From Longford and a mother of two, her exceptional rendition of Black is the Colour earned her a place in Ireland’s Got Talent final where she sang One Starry Night – a song which “makes me proud to be a Traveller”, she says.
Since the show she has performed at events to raise awareness of Traveller mental health. She is finalising a record contract, her first concert is planned for July, and she will be soon taking part in a documentary about what it’s like to be a modern Traveller woman.
She also sings every week with the church choir in Dublin’s Darndale. On receiving the music award, she said it “means so much to me. I’m so proud to be a tinker.”
Chairwoman of the Justice for all Women & Children group Laura Angela Collins, from London, received the first award for “intersectionality”, due to her campaign for institutional redress.
Her mother was a survivor of an industrial school and St Vincent’s Magdalene laundry in Cork, where she was resident for 16 years, while her grandmother Angelina was confined there for 27 years and is buried in a mass grave with 72 other women.
On receiving the award, she said: “I personally feel this is for all the women in my family who walked before me, who were targeted – and told they couldn’t be proud of who they were – when we should all be allowed to be.”
She formed the Wexford Traveller Mental Health Group, now known as the Wexford Traveller Development Group, with the primary aim of focusing on the mental health of Travellers. “This award means that my sister Alice didn’t die for nothing,” she said.
Oein De Bhairduin from Galway, who works in the Oireachtas office of Independent Senator Colette Kelleher, won the enterprise and employment award while the sport award went to 16-year-old boxer Thomas McDonnell from Dublin.
Nikita Maughan (16) from Ballinrobe, Co Mayo won the youth award for her contribution to setting up a Traveller girls’ group in the town and Maynooth University graduate Kathleen Lawrence from Dublin won the education award, as she begins a Masters in Human Rights at UCD. In 2017 she became the first Traveller to secure a place on the Washington Ireland Programme.
The Traveller Pride Awards are co-ordinated by the Irish Traveller Movement and jointly supported by eight Traveller organisations; Pavee Point, the National Traveller Women’s Forum, Minceirs Whiden, Involve, Exchange House, the Parish of the Travelling People, National Traveller MABS, and Exchange House.
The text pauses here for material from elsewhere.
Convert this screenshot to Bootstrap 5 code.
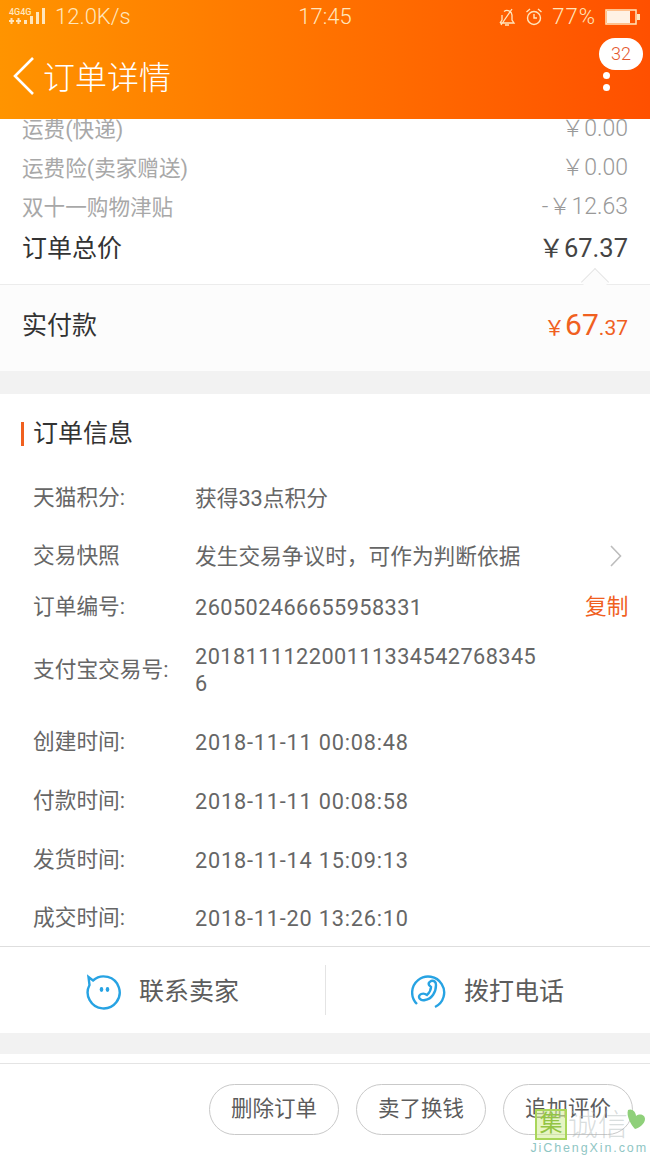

Among those presenting the awards were Ceann Comhairle of the Dáil Seán Ó Fearghaíl, Minister for State at the Department of Justice and Equality David Stanton, singer Mary Black, and historian Catherine Corless.
Mr Ó Fearghaíl told the gathering than an Oireachtas committee report on Traveller issues due to be completed later this year would “not be allowed to stay on its shelf”.
He confirmed a committee had been tasked over the course of six month to examine Traveller health, education, employability and housing, and to come up with proposals for the Government to implement
“Politicians like me talk about building a society and leaving nobody behind. The truth of the matter is that for generations we have left the Traveller community behind,” the Kildare South TD said.
Director of the Irish Traveller Movement, Bernard Joyce, said the committee inquiry was a “significant step” for the community. He added he looked forward to the committee’s recommendations being implemented.